■ **WHAT IS ASKED**:
Copy out each line exactly as it appears.

■ **PROVIDED DATA**:

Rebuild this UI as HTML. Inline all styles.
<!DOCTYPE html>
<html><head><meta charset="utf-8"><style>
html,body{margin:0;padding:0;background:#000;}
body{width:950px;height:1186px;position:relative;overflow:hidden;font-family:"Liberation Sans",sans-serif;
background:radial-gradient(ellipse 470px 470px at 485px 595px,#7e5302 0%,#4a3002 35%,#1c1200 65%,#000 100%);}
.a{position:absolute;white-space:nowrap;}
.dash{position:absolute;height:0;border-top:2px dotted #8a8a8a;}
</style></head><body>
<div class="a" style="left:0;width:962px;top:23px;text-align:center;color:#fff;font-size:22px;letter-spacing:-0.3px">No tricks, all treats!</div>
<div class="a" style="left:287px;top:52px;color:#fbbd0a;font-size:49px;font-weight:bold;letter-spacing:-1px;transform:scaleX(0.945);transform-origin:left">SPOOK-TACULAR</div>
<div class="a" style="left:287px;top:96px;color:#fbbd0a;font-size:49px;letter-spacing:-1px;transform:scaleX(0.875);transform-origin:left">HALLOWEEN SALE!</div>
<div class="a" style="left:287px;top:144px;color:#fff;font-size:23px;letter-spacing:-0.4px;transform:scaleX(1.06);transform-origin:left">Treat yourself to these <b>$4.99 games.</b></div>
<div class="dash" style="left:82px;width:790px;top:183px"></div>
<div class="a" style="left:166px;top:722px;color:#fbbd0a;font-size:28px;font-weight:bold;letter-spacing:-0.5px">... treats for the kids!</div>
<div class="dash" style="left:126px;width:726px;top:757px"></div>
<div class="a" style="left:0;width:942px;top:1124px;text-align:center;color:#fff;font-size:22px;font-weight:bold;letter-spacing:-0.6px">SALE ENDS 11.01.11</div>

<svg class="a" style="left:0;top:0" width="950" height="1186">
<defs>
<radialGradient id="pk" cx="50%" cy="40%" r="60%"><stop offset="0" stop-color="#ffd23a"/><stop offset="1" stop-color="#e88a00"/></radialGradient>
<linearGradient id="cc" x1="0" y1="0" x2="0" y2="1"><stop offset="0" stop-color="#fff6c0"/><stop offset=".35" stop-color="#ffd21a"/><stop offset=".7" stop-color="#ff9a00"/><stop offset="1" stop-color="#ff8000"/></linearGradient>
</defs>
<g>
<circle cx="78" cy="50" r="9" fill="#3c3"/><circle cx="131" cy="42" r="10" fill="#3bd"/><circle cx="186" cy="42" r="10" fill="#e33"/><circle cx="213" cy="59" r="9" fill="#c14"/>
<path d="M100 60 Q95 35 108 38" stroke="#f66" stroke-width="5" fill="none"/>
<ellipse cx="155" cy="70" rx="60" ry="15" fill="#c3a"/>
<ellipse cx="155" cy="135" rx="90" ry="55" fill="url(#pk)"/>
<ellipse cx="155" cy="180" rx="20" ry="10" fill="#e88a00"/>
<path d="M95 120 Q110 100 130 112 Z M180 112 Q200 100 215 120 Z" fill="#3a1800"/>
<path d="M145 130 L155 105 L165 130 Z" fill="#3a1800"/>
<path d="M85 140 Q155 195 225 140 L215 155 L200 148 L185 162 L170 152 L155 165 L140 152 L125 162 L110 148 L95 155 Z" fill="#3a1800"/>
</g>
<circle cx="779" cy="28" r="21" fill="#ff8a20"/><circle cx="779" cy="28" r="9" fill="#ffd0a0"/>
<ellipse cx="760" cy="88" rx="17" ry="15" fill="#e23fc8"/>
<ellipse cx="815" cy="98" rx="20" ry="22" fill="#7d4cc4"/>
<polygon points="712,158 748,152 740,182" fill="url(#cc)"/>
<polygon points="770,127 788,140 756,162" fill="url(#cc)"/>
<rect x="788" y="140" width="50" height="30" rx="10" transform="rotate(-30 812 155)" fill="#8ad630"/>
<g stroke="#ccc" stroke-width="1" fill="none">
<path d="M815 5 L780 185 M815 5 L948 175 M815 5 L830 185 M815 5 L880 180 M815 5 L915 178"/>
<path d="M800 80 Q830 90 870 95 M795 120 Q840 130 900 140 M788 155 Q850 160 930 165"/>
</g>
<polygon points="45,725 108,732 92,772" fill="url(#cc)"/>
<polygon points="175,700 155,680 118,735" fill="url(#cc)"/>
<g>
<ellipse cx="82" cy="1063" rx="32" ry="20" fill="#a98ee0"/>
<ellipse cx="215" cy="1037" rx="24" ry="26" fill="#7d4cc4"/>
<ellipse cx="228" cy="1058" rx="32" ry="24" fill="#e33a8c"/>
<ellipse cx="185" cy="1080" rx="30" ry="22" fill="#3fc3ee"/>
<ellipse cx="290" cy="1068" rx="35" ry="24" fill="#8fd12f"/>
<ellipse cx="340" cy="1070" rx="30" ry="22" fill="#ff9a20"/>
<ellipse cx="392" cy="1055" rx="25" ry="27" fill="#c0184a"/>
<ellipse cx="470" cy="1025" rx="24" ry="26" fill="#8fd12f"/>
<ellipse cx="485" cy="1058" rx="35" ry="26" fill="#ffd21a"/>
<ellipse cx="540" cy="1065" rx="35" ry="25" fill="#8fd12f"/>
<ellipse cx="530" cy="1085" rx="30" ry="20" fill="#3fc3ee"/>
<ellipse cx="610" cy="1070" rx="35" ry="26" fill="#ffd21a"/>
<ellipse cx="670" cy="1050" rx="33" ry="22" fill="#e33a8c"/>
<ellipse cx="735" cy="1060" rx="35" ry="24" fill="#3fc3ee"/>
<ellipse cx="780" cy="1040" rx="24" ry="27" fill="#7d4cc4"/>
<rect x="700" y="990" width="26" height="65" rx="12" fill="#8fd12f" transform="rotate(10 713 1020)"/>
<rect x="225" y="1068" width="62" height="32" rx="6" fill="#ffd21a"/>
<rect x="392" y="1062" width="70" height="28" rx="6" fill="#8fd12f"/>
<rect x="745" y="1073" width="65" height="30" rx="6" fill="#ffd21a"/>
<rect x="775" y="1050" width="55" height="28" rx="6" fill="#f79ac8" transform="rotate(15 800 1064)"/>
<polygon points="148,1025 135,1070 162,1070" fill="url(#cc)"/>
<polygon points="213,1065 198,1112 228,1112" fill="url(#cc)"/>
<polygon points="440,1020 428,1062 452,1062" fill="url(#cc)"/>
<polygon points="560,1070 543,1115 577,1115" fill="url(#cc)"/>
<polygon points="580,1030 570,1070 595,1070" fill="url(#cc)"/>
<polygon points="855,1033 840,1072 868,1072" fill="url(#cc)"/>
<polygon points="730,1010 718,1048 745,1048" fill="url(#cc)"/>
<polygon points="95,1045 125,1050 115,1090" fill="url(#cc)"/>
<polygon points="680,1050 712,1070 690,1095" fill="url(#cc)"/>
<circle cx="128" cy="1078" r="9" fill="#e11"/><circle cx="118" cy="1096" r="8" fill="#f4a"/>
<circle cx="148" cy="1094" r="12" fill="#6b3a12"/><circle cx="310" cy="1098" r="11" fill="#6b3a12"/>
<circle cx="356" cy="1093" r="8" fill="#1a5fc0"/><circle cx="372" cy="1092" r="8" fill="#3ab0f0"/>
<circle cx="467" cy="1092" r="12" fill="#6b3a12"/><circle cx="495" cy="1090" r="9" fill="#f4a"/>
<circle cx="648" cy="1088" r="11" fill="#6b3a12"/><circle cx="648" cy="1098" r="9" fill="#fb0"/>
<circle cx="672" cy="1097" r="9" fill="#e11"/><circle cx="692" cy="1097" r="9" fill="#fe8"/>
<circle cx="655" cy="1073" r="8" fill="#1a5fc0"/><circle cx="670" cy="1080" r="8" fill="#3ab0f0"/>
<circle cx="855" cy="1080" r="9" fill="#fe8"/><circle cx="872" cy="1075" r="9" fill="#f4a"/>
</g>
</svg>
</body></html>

■ **THE ANSWER**:
Rebuild this UI as HTML. Inline all styles.
<!DOCTYPE html>
<html><head><meta charset="utf-8"><style>
html,body{margin:0;padding:0;background:#000;}
body{width:950px;height:1186px;position:relative;overflow:hidden;font-family:"Liberation Sans",sans-serif;
background:radial-gradient(ellipse 470px 470px at 485px 595px,#7e5302 0%,#4a3002 35%,#1c1200 65%,#000 100%);}
.a{position:absolute;white-space:nowrap;}
.dash{position:absolute;height:0;border-top:2px dotted #8a8a8a;}
</style></head><body>
<div class="a" style="left:0;width:962px;top:23px;text-align:center;color:#fff;font-size:22px;letter-spacing:-0.3px">No tricks, all treats!</div>
<div class="a" style="left:287px;top:52px;color:#fbbd0a;font-size:49px;font-weight:bold;letter-spacing:-1px;transform:scaleX(0.945);transform-origin:left">SPOOK-TACULAR</div>
<div class="a" style="left:287px;top:96px;color:#fbbd0a;font-size:49px;letter-spacing:-1px;transform:scaleX(0.875);transform-origin:left">HALLOWEEN SALE!</div>
<div class="a" style="left:287px;top:144px;color:#fff;font-size:23px;letter-spacing:-0.4px;transform:scaleX(1.06);transform-origin:left">Treat yourself to these <b>$4.99 games.</b></div>
<div class="dash" style="left:82px;width:790px;top:183px"></div>
<div class="a" style="left:166px;top:722px;color:#fbbd0a;font-size:28px;font-weight:bold;letter-spacing:-0.5px">... treats for the kids!</div>
<div class="dash" style="left:126px;width:726px;top:757px"></div>
<div class="a" style="left:0;width:942px;top:1124px;text-align:center;color:#fff;font-size:22px;font-weight:bold;letter-spacing:-0.6px">SALE ENDS 11.01.11</div>

<svg class="a" style="left:0;top:0" width="950" height="1186">
<defs>
<radialGradient id="pk" cx="50%" cy="40%" r="60%"><stop offset="0" stop-color="#ffd23a"/><stop offset="1" stop-color="#e88a00"/></radialGradient>
<linearGradient id="cc" x1="0" y1="0" x2="0" y2="1"><stop offset="0" stop-color="#fff6c0"/><stop offset=".35" stop-color="#ffd21a"/><stop offset=".7" stop-color="#ff9a00"/><stop offset="1" stop-color="#ff8000"/></linearGradient>
</defs>
<g>
<circle cx="78" cy="50" r="9" fill="#3c3"/><circle cx="131" cy="42" r="10" fill="#3bd"/><circle cx="186" cy="42" r="10" fill="#e33"/><circle cx="213" cy="59" r="9" fill="#c14"/>
<path d="M100 60 Q95 35 108 38" stroke="#f66" stroke-width="5" fill="none"/>
<ellipse cx="155" cy="70" rx="60" ry="15" fill="#c3a"/>
<ellipse cx="155" cy="135" rx="90" ry="55" fill="url(#pk)"/>
<ellipse cx="155" cy="180" rx="20" ry="10" fill="#e88a00"/>
<path d="M95 120 Q110 100 130 112 Z M180 112 Q200 100 215 120 Z" fill="#3a1800"/>
<path d="M145 130 L155 105 L165 130 Z" fill="#3a1800"/>
<path d="M85 140 Q155 195 225 140 L215 155 L200 148 L185 162 L170 152 L155 165 L140 152 L125 162 L110 148 L95 155 Z" fill="#3a1800"/>
</g>
<circle cx="779" cy="28" r="21" fill="#ff8a20"/><circle cx="779" cy="28" r="9" fill="#ffd0a0"/>
<ellipse cx="760" cy="88" rx="17" ry="15" fill="#e23fc8"/>
<ellipse cx="815" cy="98" rx="20" ry="22" fill="#7d4cc4"/>
<polygon points="712,158 748,152 740,182" fill="url(#cc)"/>
<polygon points="770,127 788,140 756,162" fill="url(#cc)"/>
<rect x="788" y="140" width="50" height="30" rx="10" transform="rotate(-30 812 155)" fill="#8ad630"/>
<g stroke="#ccc" stroke-width="1" fill="none">
<path d="M815 5 L780 185 M815 5 L948 175 M815 5 L830 185 M815 5 L880 180 M815 5 L915 178"/>
<path d="M800 80 Q830 90 870 95 M795 120 Q840 130 900 140 M788 155 Q850 160 930 165"/>
</g>
<polygon points="45,725 108,732 92,772" fill="url(#cc)"/>
<polygon points="175,700 155,680 118,735" fill="url(#cc)"/>
<g>
<ellipse cx="82" cy="1063" rx="32" ry="20" fill="#a98ee0"/>
<ellipse cx="215" cy="1037" rx="24" ry="26" fill="#7d4cc4"/>
<ellipse cx="228" cy="1058" rx="32" ry="24" fill="#e33a8c"/>
<ellipse cx="185" cy="1080" rx="30" ry="22" fill="#3fc3ee"/>
<ellipse cx="290" cy="1068" rx="35" ry="24" fill="#8fd12f"/>
<ellipse cx="340" cy="1070" rx="30" ry="22" fill="#ff9a20"/>
<ellipse cx="392" cy="1055" rx="25" ry="27" fill="#c0184a"/>
<ellipse cx="470" cy="1025" rx="24" ry="26" fill="#8fd12f"/>
<ellipse cx="485" cy="1058" rx="35" ry="26" fill="#ffd21a"/>
<ellipse cx="540" cy="1065" rx="35" ry="25" fill="#8fd12f"/>
<ellipse cx="530" cy="1085" rx="30" ry="20" fill="#3fc3ee"/>
<ellipse cx="610" cy="1070" rx="35" ry="26" fill="#ffd21a"/>
<ellipse cx="670" cy="1050" rx="33" ry="22" fill="#e33a8c"/>
<ellipse cx="735" cy="1060" rx="35" ry="24" fill="#3fc3ee"/>
<ellipse cx="780" cy="1040" rx="24" ry="27" fill="#7d4cc4"/>
<rect x="700" y="990" width="26" height="65" rx="12" fill="#8fd12f" transform="rotate(10 713 1020)"/>
<rect x="225" y="1068" width="62" height="32" rx="6" fill="#ffd21a"/>
<rect x="392" y="1062" width="70" height="28" rx="6" fill="#8fd12f"/>
<rect x="745" y="1073" width="65" height="30" rx="6" fill="#ffd21a"/>
<rect x="775" y="1050" width="55" height="28" rx="6" fill="#f79ac8" transform="rotate(15 800 1064)"/>
<polygon points="148,1025 135,1070 162,1070" fill="url(#cc)"/>
<polygon points="213,1065 198,1112 228,1112" fill="url(#cc)"/>
<polygon points="440,1020 428,1062 452,1062" fill="url(#cc)"/>
<polygon points="560,1070 543,1115 577,1115" fill="url(#cc)"/>
<polygon points="580,1030 570,1070 595,1070" fill="url(#cc)"/>
<polygon points="855,1033 840,1072 868,1072" fill="url(#cc)"/>
<polygon points="730,1010 718,1048 745,1048" fill="url(#cc)"/>
<polygon points="95,1045 125,1050 115,1090" fill="url(#cc)"/>
<polygon points="680,1050 712,1070 690,1095" fill="url(#cc)"/>
<circle cx="128" cy="1078" r="9" fill="#e11"/><circle cx="118" cy="1096" r="8" fill="#f4a"/>
<circle cx="148" cy="1094" r="12" fill="#6b3a12"/><circle cx="310" cy="1098" r="11" fill="#6b3a12"/>
<circle cx="356" cy="1093" r="8" fill="#1a5fc0"/><circle cx="372" cy="1092" r="8" fill="#3ab0f0"/>
<circle cx="467" cy="1092" r="12" fill="#6b3a12"/><circle cx="495" cy="1090" r="9" fill="#f4a"/>
<circle cx="648" cy="1088" r="11" fill="#6b3a12"/><circle cx="648" cy="1098" r="9" fill="#fb0"/>
<circle cx="672" cy="1097" r="9" fill="#e11"/><circle cx="692" cy="1097" r="9" fill="#fe8"/>
<circle cx="655" cy="1073" r="8" fill="#1a5fc0"/><circle cx="670" cy="1080" r="8" fill="#3ab0f0"/>
<circle cx="855" cy="1080" r="9" fill="#fe8"/><circle cx="872" cy="1075" r="9" fill="#f4a"/>
</g>
</svg>
</body></html>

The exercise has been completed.